Q3: You set padding: 2em on a button inside a card, inside a sidebar. The padding looks too large. What is likely happening?

  • A) The em unit is compounding through nested font sizes
  • B) The button's font size is very large
  • C) Either A or B — em is relative to the element's own font size, which may be inherited from nested contexts
Answer

C) Either A or B — If parent elements have font sizes set in em, the effective font size at the button level could be larger than expected, making 2em of padding larger than intended. Using rem instead would give a predictable value based on the root font size.

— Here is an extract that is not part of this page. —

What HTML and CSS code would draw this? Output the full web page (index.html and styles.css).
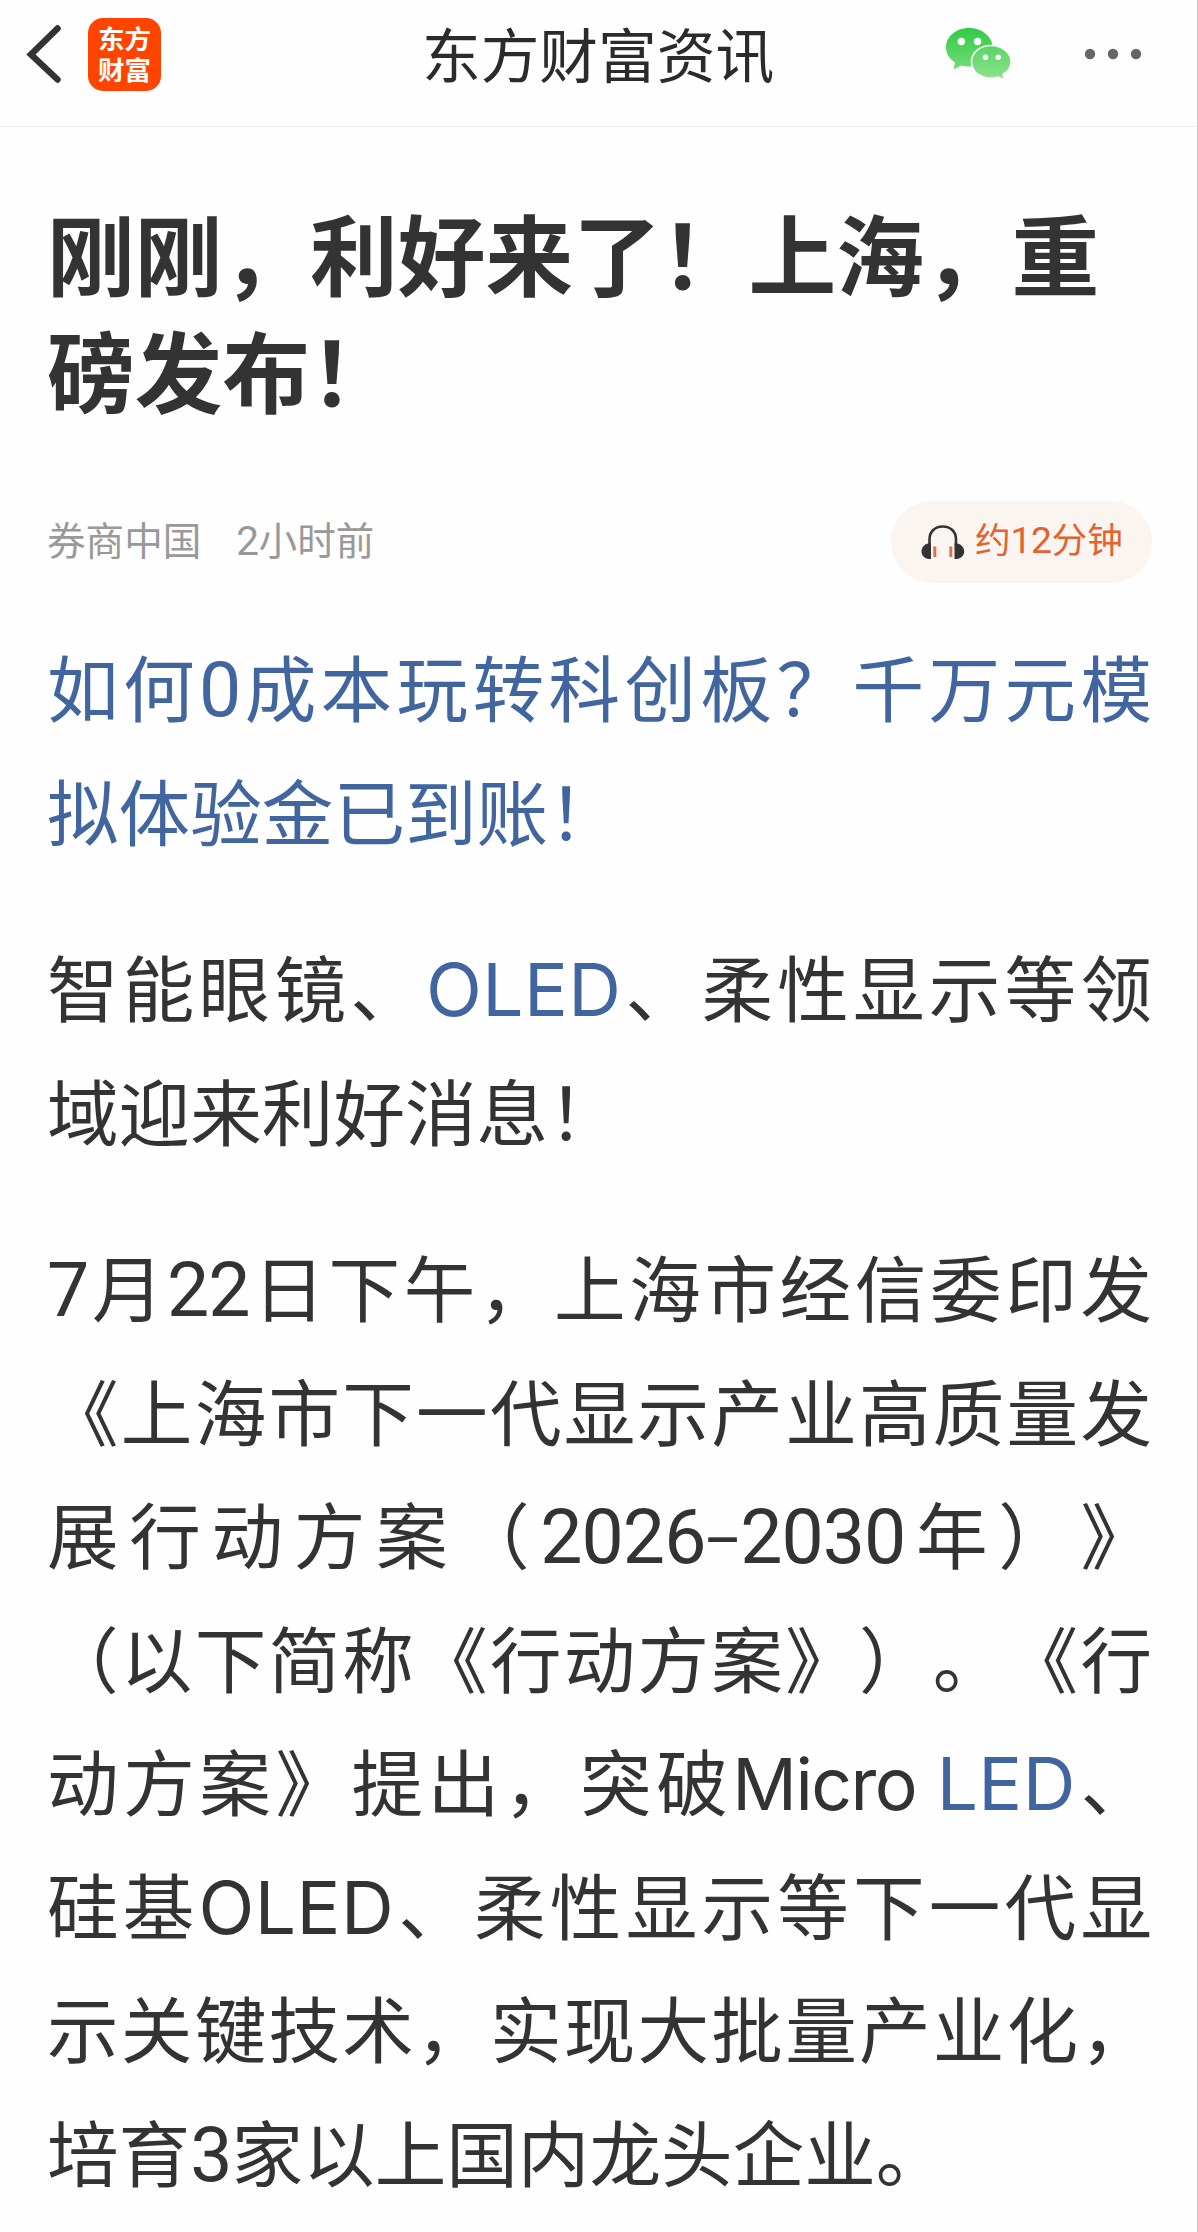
FILE: index.html
```html
<!DOCTYPE html>
<html lang="zh-CN">
<head>
<meta charset="utf-8">
<title>东方财富资讯</title>
<link rel="stylesheet" href="styles.css">
</head>
<body>
<div class="page">
  <header class="topbar">
    <div class="side">
      <svg class="back" width="36" height="60" viewBox="0 0 36 60"><path d="M31.500 3.500L5 29.500L31.500 54.500" fill="none" stroke="#333" stroke-width="6.500" stroke-linecap="round" stroke-linejoin="miter"/></svg>
      <div class="logo">东方<br>财富</div>
    </div>
    <div class="name">东方财富资讯</div>
    <div class="side side-end">
      <svg class="wechat" width="68" height="54" viewBox="0 0 68 54">
        <defs>
          <linearGradient id="g1" x1="0" y1="0" x2="0" y2="1"><stop offset="0" stop-color="#30cb45"/><stop offset="1" stop-color="#72dd78"/></linearGradient>
          <linearGradient id="g2" x1="0" y1="0" x2="0" y2="1"><stop offset="0" stop-color="#5bd466"/><stop offset="1" stop-color="#8be48e"/></linearGradient>
        </defs>
        <path d="M24 1C11 1 1 9.500 1 20.500C1 27 4.500 32 10 35.500L8.500 42.500L16.500 38.500C19 39.300 21.500 39.500 24 39.500C37 39.500 47.500 31 47.500 20.500C47.500 9.500 37 1 24 1Z" fill="url(#g1)"/>
        <path d="M46 18.500C35 18.500 26.500 25.500 26.500 35C26.500 44.500 35 51 46 51C48.500 51 51 50.700 53 50L59.500 53L58 47.500C63 44.500 66 40 66 35C66 25.500 57 18.500 46 18.500Z" fill="url(#g2)" stroke="#fefefe" stroke-width="1.600"/>
        <g fill="#fefefe"><circle cx="16.300" cy="14.500" r="3.700"/><circle cx="32.600" cy="14.500" r="3.700"/><circle cx="40.500" cy="30.300" r="2.700"/><circle cx="53.200" cy="30.300" r="2.700"/></g>
      </svg>
      <svg class="more" width="58" height="12" viewBox="0 0 58 12" fill="#666"><circle cx="6" cy="6" r="5.200"/><circle cx="29" cy="6" r="5.200"/><circle cx="52" cy="6" r="5.200"/></svg>
    </div>
  </header>
  <article class="article">
    <h1 class="headline">刚刚，利好来了！上海，重<br>磅发布！</h1>
    <div class="meta">
      <div class="source"><span>券商中国</span><span><b class="num">2</b>小时前</span></div>
      <div class="listen">
        <svg width="44" height="36" viewBox="0 0 44 36">
          <path d="M8.500 22V15.500C8.500 7.500 14 2.500 21.700 2.500C29.500 2.500 35 7.500 35 15.500V22" fill="none" stroke="#333" stroke-width="2.600"/>
          <path d="M10 19.500V35H8C3.500 34.500 .5 31.500 .5 27.500C.5 23.500 3 20.500 7 19.500ZM33.500 19.500V35H35.500C40 34.500 43.200 31.500 43.200 27.500C43.200 23.500 40.500 20.500 36.500 19.500Z" fill="#333"/>
          <path d="M13.800 22.500V33M29.800 22.500V33" stroke="#e3703f" stroke-width="3"/>
        </svg>
        <span class="duration">约<b class="num">12</b>分钟</span>
      </div>
    </div>
    <p class="para link"><span class="line">如何<b class="num">0</b>成本玩转科创板？千万元模</span><span class="line last">拟体验金已到账！</span></p>
    <p class="para"><span class="line">智能眼镜、<a class="link latin">OLED</a>、柔性显示等领</span><span class="line last">域迎来利好消息！</span></p>
    <p class="para"><span class="line"><b class="num">7</b>月<b class="num">22</b>日下午，上海市经信委印发</span><span class="line">《上海市下一代显示产业高质量发</span><span class="line">展行动方案（<b class="num">2026<i class="dash">-</i>2030</b>年）》</span><span class="line">（以下简称《行动方案》）。《行</span><span class="line">动方案》提出，突破<b class="latin micro">Micro</b> <a class="link latin">LED</a>、</span><span class="line">硅基<b class="latin">OLED</b>、柔性显示等下一代显</span><span class="line">示关键技术，实现大批量产业化，</span><span class="line last">培育<b class="num">3</b>家以上国内龙头企业。</span></p>
  </article>
</div>
</body>
</html>
```
FILE: styles.css
```css
* { box-sizing: border-box; }
body {
  margin: 0;
  background: #fefefe;
  color: #333;
  font-family: "Noto Sans CJK SC", sans-serif;
  text-spacing-trim: space-all;
}
b, i { font-weight: inherit; font-style: normal; }
svg { display: block; flex: none; }
.page {
  min-height: 2232px;
  border-right: 1px solid #ccc;
  overflow: hidden;
}
.topbar {
  display: grid;
  grid-template-columns: 396px auto 1fr;
  align-items: center;
  height: 127px;
  padding: 0 55px 18px 26px;
  border-bottom: 1px solid #eee;
}
.side { display: flex; align-items: center; gap: 26px; }
.side-end { justify-content: flex-end; gap: 71px; }
.back { margin-top: 1px; }
.logo {
  width: 73px;
  height: 73px;
  padding-top: 4px;
  border-radius: 15px;
  background: #ff4400;
  color: #fff;
  font-size: 26.5px;
  font-weight: 700;
  line-height: 31px;
  text-align: center;
}
.name { padding-bottom: 3px; font-size: 58.7px; line-height: 80px; color: #2b2b2b; }
.article { padding: 65px 45px 0 47px; }
.headline {
  margin: 0;
  font-size: 87.7px;
  line-height: 117px;
  font-weight: 700;
  white-space: nowrap;
}
.meta {
  display: flex;
  justify-content: space-between;
  align-items: center;
  height: 82px;
  margin-top: 75px;
}
.source { display: flex; gap: 35px; padding-bottom: 9px; font-size: 38.6px; line-height: 50px; color: #999; }
.listen {
  display: flex;
  align-items: center;
  gap: 10px;
  width: 261px;
  height: 82px;
  padding-left: 30px;
  border-radius: 41px;
  background: #fbf5f1;
  color: #e4622d;
  font-size: 35.600px;
  line-height: 50px;
  white-space: nowrap;
}
.duration { padding-bottom: 8px; }
.num { font-family: Roboto, sans-serif; font-size: 1.05em; letter-spacing: -.013em; line-height: 1; }
.dash { display: inline-block; margin: 0 8px 0 7px; transform: scale(1.6, .85); line-height: 1; }
.latin { font-family: Inter, sans-serif; font-size: 1.02em; letter-spacing: .006em; line-height: 1; }
.micro { font-size: 1em; letter-spacing: -.022em; }
.para { margin: 41px 0 0; font-size: 71.6px; line-height: 123.5px; }
.para + .para { margin-top: 53px; }
.link { color: #40659f; }
.line { display: block; height: 123.5px; text-align: justify; text-align-last: justify; white-space: nowrap; }
.last { text-align-last: left; }
```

Q4: You want a container that is 90% of the screen on mobile but never wider than 1200px on desktop. How do you set this up?

  • A) Width 90% at the mobile breakpoint, width 1200px at desktop
  • B) Width 90% and Max-width 1200px, no breakpoint needed
  • C) Width 1200px and Min-width 90%
Answer

B) Width 90% and Max-width 1200px, no breakpoint needed — The container fills 90% of its parent but caps at 1200px. This is fluid by default and needs zero breakpoints.

Q5: Why should you avoid width: 100vw on a page container?

  • A) It does not include padding
  • B) It includes the scrollbar width, causing a horizontal scrollbar
  • C) It only works on mobile
Answer

B) It includes the scrollbar width, causing a horizontal scrollbar — On browsers that show a scrollbar, 100vw is wider than the visible area. Use width: 100% instead, which respects the available space.